When I was in seventh grade, some girls trying to get a toehold on the adolescent food chain pointed at me in the hallway and made fun of my hairy legs. They were extrapolating from a fine blonde fuzz above my knee socks. My classmates were wearing nylons with garter belts by then. I found myself incapable of consulting my mother about shaving, let alone nylons. I was the baby in the family, with old parents, and already had internalized my role as the one who would keep my parents young, so I couldn’t bear to remind them I was growing up. I shut myself in the bathroom and grabbed my father’s razor to take care of this vital issue myself. I remember thinking it would require a lot of pressure. I started with the shin bone and neatly peeled off a long strip of skin. In too big a hurry to put two and two together, I did the same thing on the other leg. It looked like the Bates Motel in there. I pressed layers of toilet paper to the shins and hid them under knee socks until the scabs fell off.

The first time I recalled and related that episode, in my forties, I burst into tears. Over leg fuzz.

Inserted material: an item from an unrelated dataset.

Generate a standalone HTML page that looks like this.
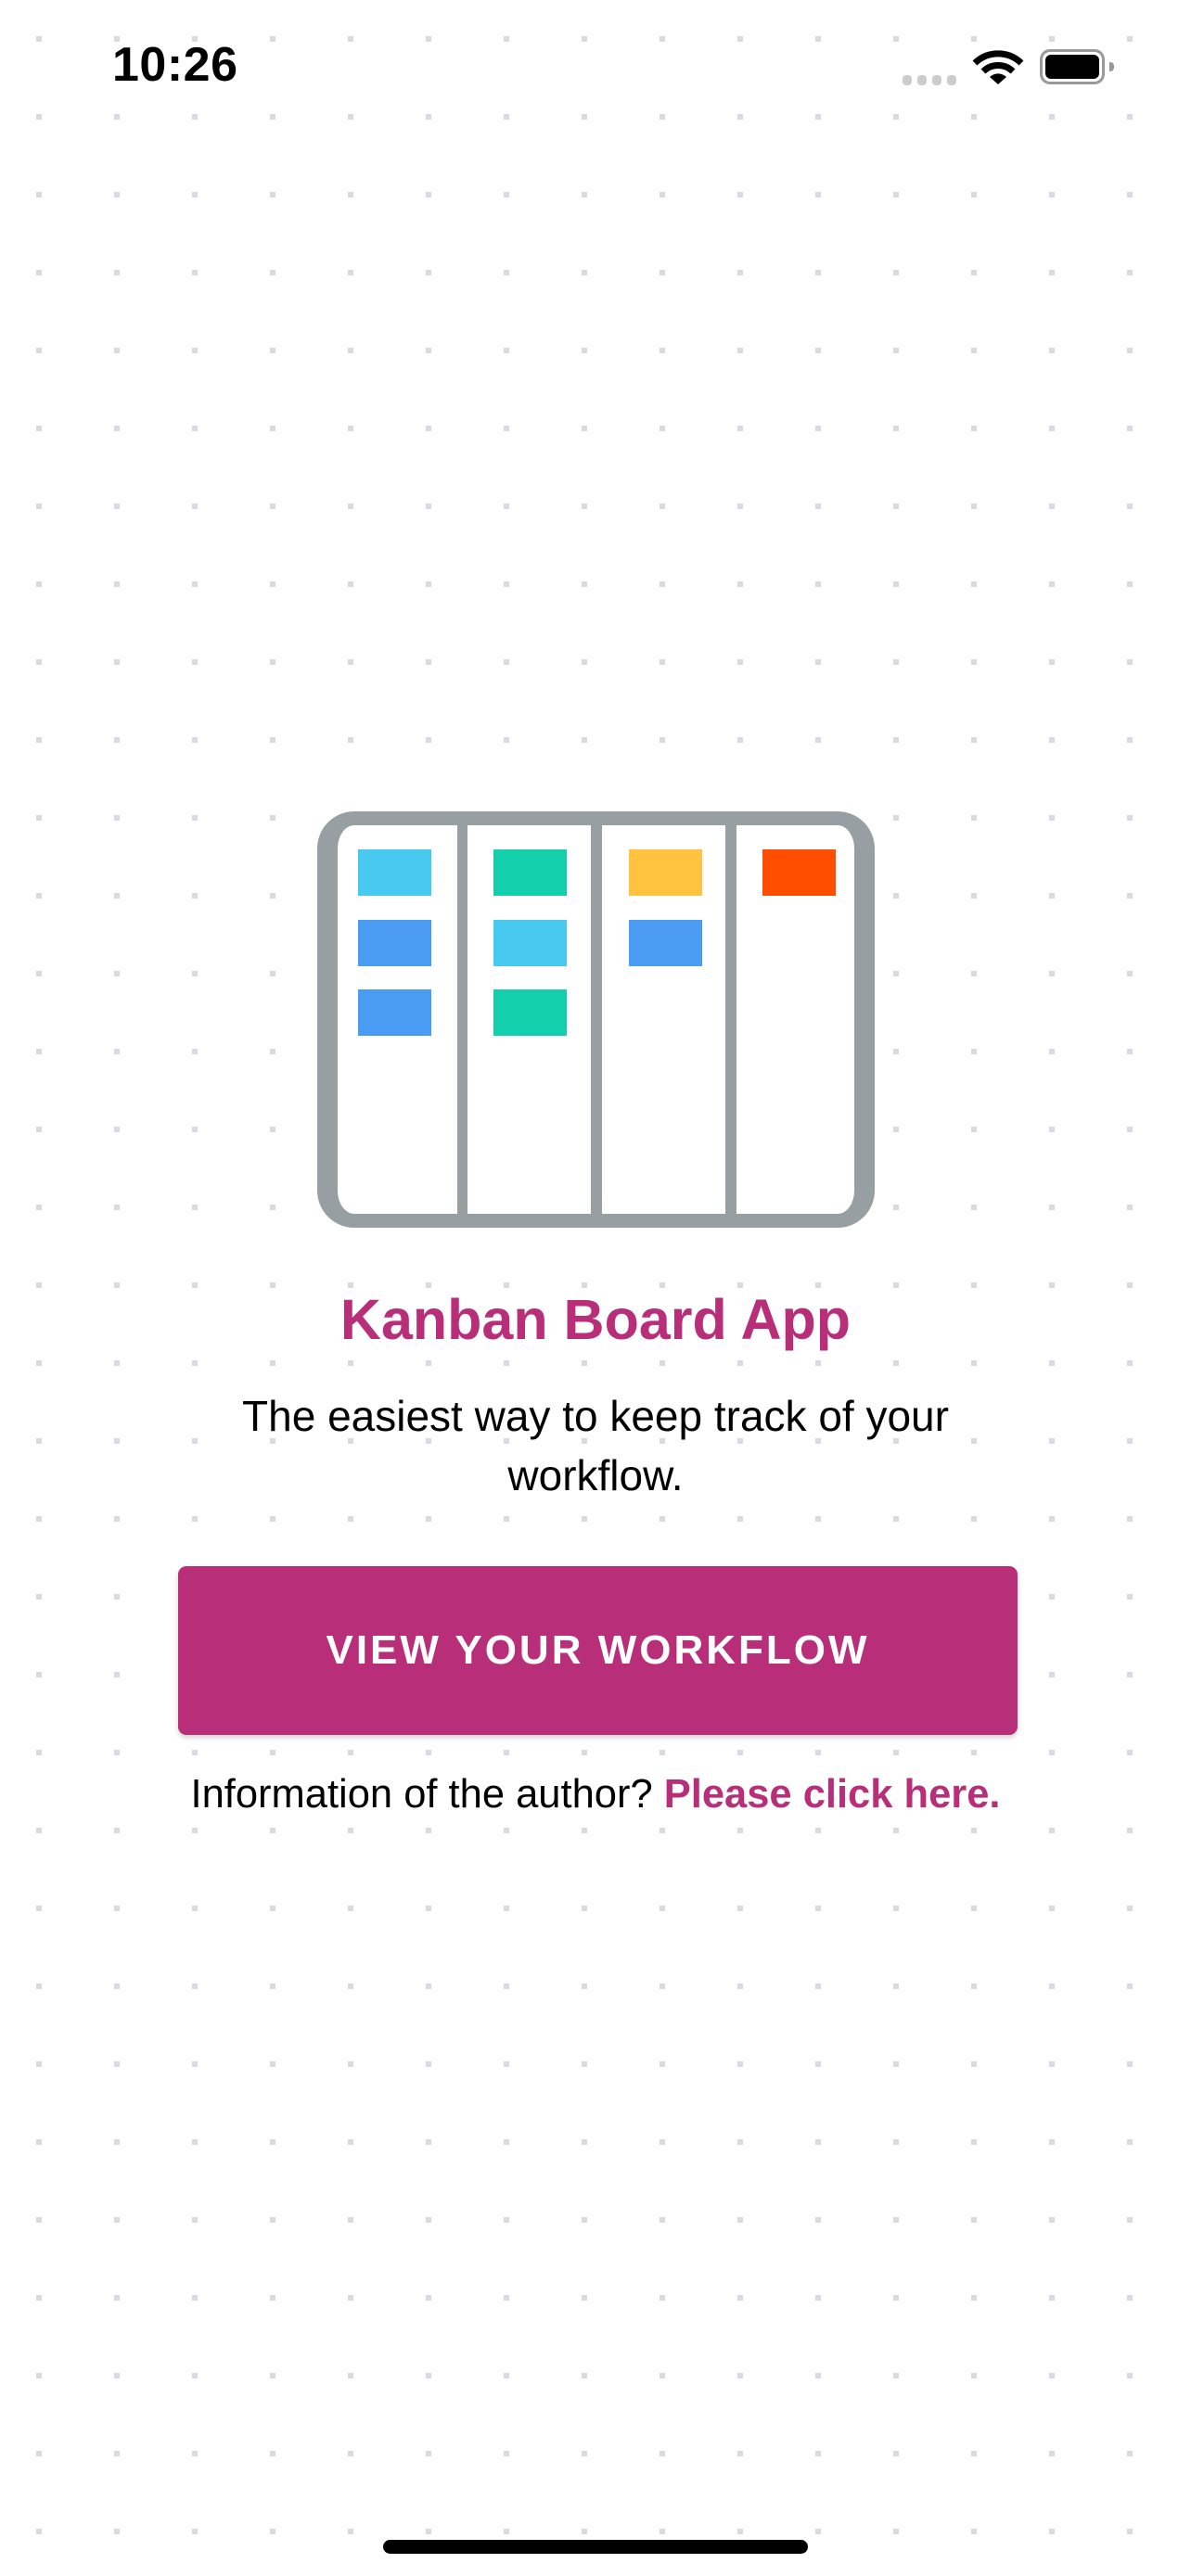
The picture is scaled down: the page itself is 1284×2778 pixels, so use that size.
<!DOCTYPE html>
<html><head><meta charset="utf-8"><style>
html,body{margin:0;padding:0}
body{width:1284px;height:2778px;position:relative;overflow:hidden;background-color:#fff;
font-family:"Liberation Sans",sans-serif}
.a{position:absolute}
.card{position:absolute;width:79px;height:50px}
</style></head><body>
<svg class="a" style="left:0;top:0" width="1284" height="2778">
<defs><pattern id="p" x="0" y="0" width="84" height="84" patternUnits="userSpaceOnUse">
<rect x="39" y="39" width="6" height="6" fill="#d9d9e3"/></pattern></defs>
<rect width="1284" height="2778" fill="url(#p)"/>
</svg>
<div class="a" style="left:121px;top:40px;font-size:52px;font-weight:bold;color:#000;letter-spacing:0.5px">10:26</div>
<div class="a" style="left:973px;top:81px;width:10px;height:11px;border-radius:4px;background:#ccc"></div>
<div class="a" style="left:989px;top:81px;width:10px;height:11px;border-radius:4px;background:#ccc"></div>
<div class="a" style="left:1005px;top:81px;width:10px;height:11px;border-radius:4px;background:#ccc"></div>
<div class="a" style="left:1021px;top:81px;width:10px;height:11px;border-radius:4px;background:#ccc"></div>
<svg class="a" style="left:1048px;top:54px" width="56" height="38" viewBox="0 0 56 38">
<path d="M3 14 A36 36 0 0 1 53 14" stroke="#000" stroke-width="7" fill="none"/>
<path d="M12 23 A23 23 0 0 1 44 23" stroke="#000" stroke-width="7" fill="none"/>
<path d="M28 37 L19 29 A13 13 0 0 1 37 29 Z" fill="#000"/>
</svg>
<div class="a" style="left:1121px;top:53px;width:64px;height:32px;border:3px solid #999;border-radius:11px"></div>
<div class="a" style="left:1127px;top:59px;width:58px;height:26px;background:#000;border-radius:6px"></div>
<div class="a" style="left:1196px;top:67px;width:5px;height:10px;background:#999;border-radius:0 4px 4px 0"></div>

<div class="a" style="left:342px;top:875px;width:557px;height:419px;border-style:solid;border-color:#989fa2;border-width:15px 22px;border-radius:40px;background:#fff"></div>
<div class="a" style="left:493px;top:890px;width:11px;height:419px;background:#989fa2"></div>
<div class="a" style="left:637px;top:890px;width:12px;height:419px;background:#989fa2"></div>
<div class="a" style="left:782px;top:890px;width:12px;height:419px;background:#989fa2"></div>
<div class="card" style="left:386px;top:916px;background:#48c9f0"></div>
<div class="card" style="left:386px;top:992px;background:#4a9cf2"></div>
<div class="card" style="left:386px;top:1067px;background:#4a9cf2"></div>
<div class="card" style="left:532px;top:916px;background:#13cfac"></div>
<div class="card" style="left:532px;top:992px;background:#48c9f0"></div>
<div class="card" style="left:532px;top:1067px;background:#13cfac"></div>
<div class="card" style="left:678px;top:916px;background:#ffc340"></div>
<div class="card" style="left:678px;top:992px;background:#4a9cf2"></div>
<div class="card" style="left:822px;top:916px;background:#ff4e00"></div>

<div class="a" style="left:0;width:1284px;top:1387px;text-align:center;font-size:61px;font-weight:bold;color:#b82e78;line-height:72px">Kanban Board App</div>
<div class="a" style="left:0;width:1284px;top:1495px;text-align:center;font-size:46px;color:#000;line-height:64px">The easiest way to keep track of your<br>workflow.</div>
<div class="a" style="left:192px;top:1689px;width:905px;height:182px;background:#b82e78;border-radius:9px;box-shadow:0 3px 6px rgba(0,0,0,0.18)"></div>
<div class="a" style="left:192px;width:905px;top:1754px;text-align:center;font-size:44px;font-weight:bold;color:#fff;letter-spacing:3px;line-height:52px">VIEW YOUR WORKFLOW</div>
<div class="a" style="left:0;width:1284px;top:1910px;text-align:center;font-size:43.5px;color:#000;line-height:50px">Information of the author? <span style="color:#b82e78;font-weight:bold">Please click here.</span></div>
<div class="a" style="left:413px;top:2739px;width:458px;height:15px;background:#000;border-radius:8px"></div>
</body></html>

You can still see the scars. It’s a little reminder of the power of peer pressure. If we’d been expected to shave our wrists, I wouldn’t be here today. It’s a dangerous age, and those who sprout out a little ways from smooth will get shorn down. The bulletins on acceptable behavior and wardrobe are changed almost hourly and it’s essential to keep up. Sometimes it’s a matter of life and death.

Right here, we’ve heard report of a student teacher, Seth Stambaugh, who was dismissed because of a short conversation he had with a kid in his fourth-grade class. Johnny wanted to know why the teacher wasn’t married yet. “It’s illegal for me, because if I did marry I would choose a man,” he told the youngster. Wrong answer. Oh, not wrong in the sense of being anything but the truth. But as everybody knows, the correct answer is: “I just haven’t met the right girl yet.” Not “I just haven’t met a girl with a penis yet.” The teacher failed to stick to the script, and the script has been around a long time.

1916, Iowa. Johnny: Who are you voting for for President, Mrs. Bonkworthy?
     Incorrect answer: I am not legally allowed to vote, Johnny, but if I could, it would be for Mr. Wilson.
     Correct answer: Heavens to Murgatroid, Johnny, my brain is far too fluffy to hold facts and opinions in it! Now let’s move on to our history texts. Johnny, maybe you can read it aloud, and that way I can learn it, too.


2010, Texas. Johnny: Why is the sky blue?
     Incorrect answer: Well, Johnny, the longer wavelengths of light pass right through the air, while the shorter blue wavelengths of light are absorbed and then scattered off the gas molecules in the atmosphere that God probably didn’t whomp up in one day a few thousand years ago.
     Correct answer: Who knows? Purty, though, ain’t it?

Kids really shouldn’t get too much information. Not in an institution of learning, certainly.

No one has said, but I suspect Johnny was put up to this question by his parents. Somebody had already complained to the school about the student teacher’s attire, which was suspiciously neat and tidy. I think somebody’s parents tried to seal the deal by putting him on the spot and hoping he’d tell the truth, and then this dire threat to their son’s welfare could be excised from the classroom.

He’s probably not a direct threat, or he would have answered “I am not married because I am waiting for the nanosecond you, Johnny, turn eighteen, after I have groomed you for ten years.”

He’s probably just the other kind of threat, the one who demonstrates that it is normal for some people to be gay, thus setting into motion a vacuum of impressionable youngsters into the irresistible gay lifestyle choice. Johnny’s parents obviously realize that anyone would choose a same-sex relationship as long as it was acceptable. Who wouldn’t?

Odds are, at least one child in that class, maybe even Johnny, has an inkling that he might have something in common with that teacher, and he has just learned the consequences. That strikes me as being a threat, but that’s because I’ve never thought Johnny would be better off dead than with Fred.

As lifestyle choices go, suicide is a poor one, with no future in it. I would have thought it was a more difficult choice to make than, say, snapping out of it and cruising the opposite sex for someone you could always divorce later. But apparently, for some of our children, it’s easier.